_Exercise objective:_ Would you repeat the listing exactly but omit every picture?

>> begin Supplied material

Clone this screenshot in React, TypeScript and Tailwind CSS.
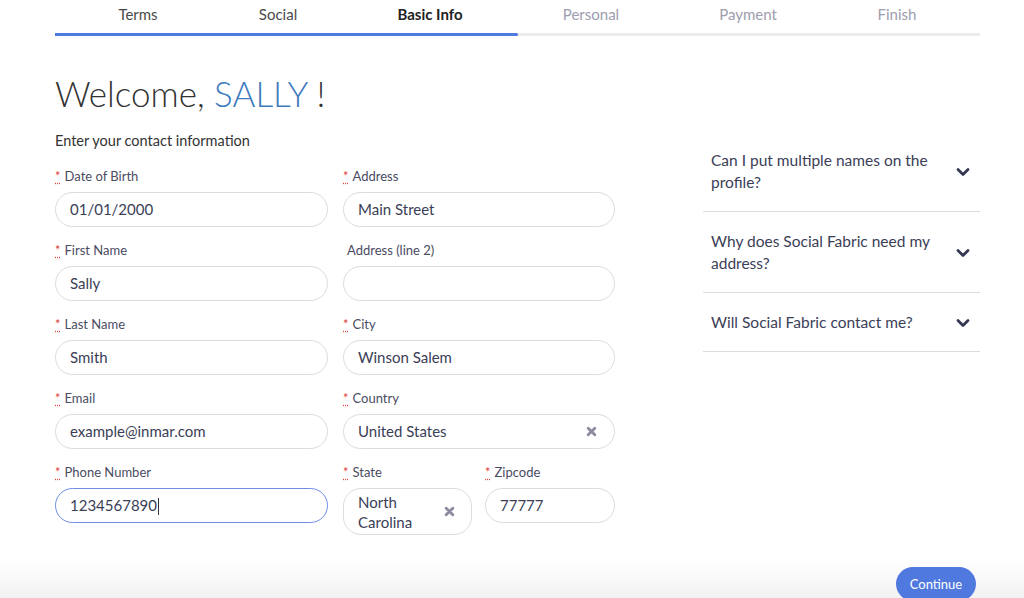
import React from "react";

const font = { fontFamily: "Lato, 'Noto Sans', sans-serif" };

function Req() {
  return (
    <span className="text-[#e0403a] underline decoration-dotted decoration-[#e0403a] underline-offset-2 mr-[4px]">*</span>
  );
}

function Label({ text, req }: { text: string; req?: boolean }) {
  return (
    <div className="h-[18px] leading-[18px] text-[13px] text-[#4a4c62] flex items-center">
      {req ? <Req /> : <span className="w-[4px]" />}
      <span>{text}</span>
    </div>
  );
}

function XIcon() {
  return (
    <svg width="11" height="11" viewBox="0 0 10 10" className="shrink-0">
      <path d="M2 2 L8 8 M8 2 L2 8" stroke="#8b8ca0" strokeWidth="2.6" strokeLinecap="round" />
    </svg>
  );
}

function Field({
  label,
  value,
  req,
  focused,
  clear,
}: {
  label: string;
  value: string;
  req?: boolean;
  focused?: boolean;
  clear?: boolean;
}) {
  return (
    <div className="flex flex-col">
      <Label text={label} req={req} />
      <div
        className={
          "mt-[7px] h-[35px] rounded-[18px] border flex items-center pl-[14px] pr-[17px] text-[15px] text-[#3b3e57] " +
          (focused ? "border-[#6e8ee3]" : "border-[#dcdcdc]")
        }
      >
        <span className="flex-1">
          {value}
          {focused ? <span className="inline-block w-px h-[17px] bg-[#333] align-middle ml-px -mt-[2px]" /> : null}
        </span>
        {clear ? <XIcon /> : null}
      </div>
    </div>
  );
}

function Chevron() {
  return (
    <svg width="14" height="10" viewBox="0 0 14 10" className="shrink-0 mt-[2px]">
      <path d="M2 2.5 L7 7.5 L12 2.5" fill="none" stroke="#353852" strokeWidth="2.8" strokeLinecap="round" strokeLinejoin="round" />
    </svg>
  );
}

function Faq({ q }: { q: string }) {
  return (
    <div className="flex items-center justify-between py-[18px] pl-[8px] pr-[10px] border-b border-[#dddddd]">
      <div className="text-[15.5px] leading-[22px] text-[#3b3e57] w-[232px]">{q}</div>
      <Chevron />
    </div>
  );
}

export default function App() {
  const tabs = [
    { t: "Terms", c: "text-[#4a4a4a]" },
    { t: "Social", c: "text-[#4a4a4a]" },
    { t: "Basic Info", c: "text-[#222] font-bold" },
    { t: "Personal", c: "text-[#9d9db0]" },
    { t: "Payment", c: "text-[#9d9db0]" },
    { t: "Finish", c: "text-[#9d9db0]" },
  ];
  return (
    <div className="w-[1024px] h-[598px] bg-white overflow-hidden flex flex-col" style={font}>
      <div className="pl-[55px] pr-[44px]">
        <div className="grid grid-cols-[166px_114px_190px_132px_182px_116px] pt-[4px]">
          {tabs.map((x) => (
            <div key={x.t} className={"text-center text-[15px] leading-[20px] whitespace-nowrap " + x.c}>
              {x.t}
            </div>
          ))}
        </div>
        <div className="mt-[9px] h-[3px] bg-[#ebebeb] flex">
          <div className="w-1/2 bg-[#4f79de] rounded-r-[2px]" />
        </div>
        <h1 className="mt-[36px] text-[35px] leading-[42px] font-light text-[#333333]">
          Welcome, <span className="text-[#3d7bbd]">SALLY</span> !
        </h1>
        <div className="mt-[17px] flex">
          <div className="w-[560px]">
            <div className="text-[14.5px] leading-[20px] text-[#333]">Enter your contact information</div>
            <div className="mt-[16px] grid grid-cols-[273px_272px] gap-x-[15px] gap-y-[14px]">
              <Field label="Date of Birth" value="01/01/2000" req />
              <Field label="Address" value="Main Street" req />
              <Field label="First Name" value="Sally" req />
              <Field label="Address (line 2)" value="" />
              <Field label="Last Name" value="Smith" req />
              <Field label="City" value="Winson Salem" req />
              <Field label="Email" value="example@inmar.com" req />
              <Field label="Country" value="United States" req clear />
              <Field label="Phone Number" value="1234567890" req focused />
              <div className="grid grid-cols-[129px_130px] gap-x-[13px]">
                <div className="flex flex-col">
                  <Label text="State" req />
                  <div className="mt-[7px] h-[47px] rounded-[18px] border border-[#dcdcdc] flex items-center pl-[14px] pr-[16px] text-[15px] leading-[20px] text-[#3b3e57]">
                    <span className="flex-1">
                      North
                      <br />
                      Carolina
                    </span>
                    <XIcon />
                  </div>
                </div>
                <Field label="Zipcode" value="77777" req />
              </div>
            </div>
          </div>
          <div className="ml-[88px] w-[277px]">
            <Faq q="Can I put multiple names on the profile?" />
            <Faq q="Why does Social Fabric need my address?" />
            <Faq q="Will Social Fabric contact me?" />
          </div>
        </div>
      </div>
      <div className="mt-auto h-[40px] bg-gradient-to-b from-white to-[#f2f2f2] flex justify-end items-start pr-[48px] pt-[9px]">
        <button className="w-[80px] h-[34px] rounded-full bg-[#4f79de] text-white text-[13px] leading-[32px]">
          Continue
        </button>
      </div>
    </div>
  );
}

>> end Supplied material

_Exercise solution:_
Clone this screenshot in React, TypeScript and Tailwind CSS.
import React from "react";

const font = { fontFamily: "Lato, 'Noto Sans', sans-serif" };

function Req() {
  return (
    <span className="text-[#e0403a] underline decoration-dotted decoration-[#e0403a] underline-offset-2 mr-[4px]">*</span>
  );
}

function Label({ text, req }: { text: string; req?: boolean }) {
  return (
    <div className="h-[18px] leading-[18px] text-[13px] text-[#4a4c62] flex items-center">
      {req ? <Req /> : <span className="w-[4px]" />}
      <span>{text}</span>
    </div>
  );
}

function XIcon() {
  return (
    <svg width="11" height="11" viewBox="0 0 10 10" className="shrink-0">
      <path d="M2 2 L8 8 M8 2 L2 8" stroke="#8b8ca0" strokeWidth="2.6" strokeLinecap="round" />
    </svg>
  );
}

function Field({
  label,
  value,
  req,
  focused,
  clear,
}: {
  label: string;
  value: string;
  req?: boolean;
  focused?: boolean;
  clear?: boolean;
}) {
  return (
    <div className="flex flex-col">
      <Label text={label} req={req} />
      <div
        className={
          "mt-[7px] h-[35px] rounded-[18px] border flex items-center pl-[14px] pr-[17px] text-[15px] text-[#3b3e57] " +
          (focused ? "border-[#6e8ee3]" : "border-[#dcdcdc]")
        }
      >
        <span className="flex-1">
          {value}
          {focused ? <span className="inline-block w-px h-[17px] bg-[#333] align-middle ml-px -mt-[2px]" /> : null}
        </span>
        {clear ? <XIcon /> : null}
      </div>
    </div>
  );
}

function Chevron() {
  return (
    <svg width="14" height="10" viewBox="0 0 14 10" className="shrink-0 mt-[2px]">
      <path d="M2 2.5 L7 7.5 L12 2.5" fill="none" stroke="#353852" strokeWidth="2.8" strokeLinecap="round" strokeLinejoin="round" />
    </svg>
  );
}

function Faq({ q }: { q: string }) {
  return (
    <div className="flex items-center justify-between py-[18px] pl-[8px] pr-[10px] border-b border-[#dddddd]">
      <div className="text-[15.5px] leading-[22px] text-[#3b3e57] w-[232px]">{q}</div>
      <Chevron />
    </div>
  );
}

export default function App() {
  const tabs = [
    { t: "Terms", c: "text-[#4a4a4a]" },
    { t: "Social", c: "text-[#4a4a4a]" },
    { t: "Basic Info", c: "text-[#222] font-bold" },
    { t: "Personal", c: "text-[#9d9db0]" },
    { t: "Payment", c: "text-[#9d9db0]" },
    { t: "Finish", c: "text-[#9d9db0]" },
  ];
  return (
    <div className="w-[1024px] h-[598px] bg-white overflow-hidden flex flex-col" style={font}>
      <div className="pl-[55px] pr-[44px]">
        <div className="grid grid-cols-[166px_114px_190px_132px_182px_116px] pt-[4px]">
          {tabs.map((x) => (
            <div key={x.t} className={"text-center text-[15px] leading-[20px] whitespace-nowrap " + x.c}>
              {x.t}
            </div>
          ))}
        </div>
        <div className="mt-[9px] h-[3px] bg-[#ebebeb] flex">
          <div className="w-1/2 bg-[#4f79de] rounded-r-[2px]" />
        </div>
        <h1 className="mt-[36px] text-[35px] leading-[42px] font-light text-[#333333]">
          Welcome, <span className="text-[#3d7bbd]">SALLY</span> !
        </h1>
        <div className="mt-[17px] flex">
          <div className="w-[560px]">
            <div className="text-[14.5px] leading-[20px] text-[#333]">Enter your contact information</div>
            <div className="mt-[16px] grid grid-cols-[273px_272px] gap-x-[15px] gap-y-[14px]">
              <Field label="Date of Birth" value="01/01/2000" req />
              <Field label="Address" value="Main Street" req />
              <Field label="First Name" value="Sally" req />
              <Field label="Address (line 2)" value="" />
              <Field label="Last Name" value="Smith" req />
              <Field label="City" value="Winson Salem" req />
              <Field label="Email" value="example@inmar.com" req />
              <Field label="Country" value="United States" req clear />
              <Field label="Phone Number" value="1234567890" req focused />
              <div className="grid grid-cols-[129px_130px] gap-x-[13px]">
                <div className="flex flex-col">
                  <Label text="State" req />
                  <div className="mt-[7px] h-[47px] rounded-[18px] border border-[#dcdcdc] flex items-center pl-[14px] pr-[16px] text-[15px] leading-[20px] text-[#3b3e57]">
                    <span className="flex-1">
                      North
                      <br />
                      Carolina
                    </span>
                    <XIcon />
                  </div>
                </div>
                <Field label="Zipcode" value="77777" req />
              </div>
            </div>
          </div>
          <div className="ml-[88px] w-[277px]">
            <Faq q="Can I put multiple names on the profile?" />
            <Faq q="Why does Social Fabric need my address?" />
            <Faq q="Will Social Fabric contact me?" />
          </div>
        </div>
      </div>
      <div className="mt-auto h-[40px] bg-gradient-to-b from-white to-[#f2f2f2] flex justify-end items-start pr-[48px] pt-[9px]">
        <button className="w-[80px] h-[34px] rounded-full bg-[#4f79de] text-white text-[13px] leading-[32px]">
          Continue
        </button>
      </div>
    </div>
  );
}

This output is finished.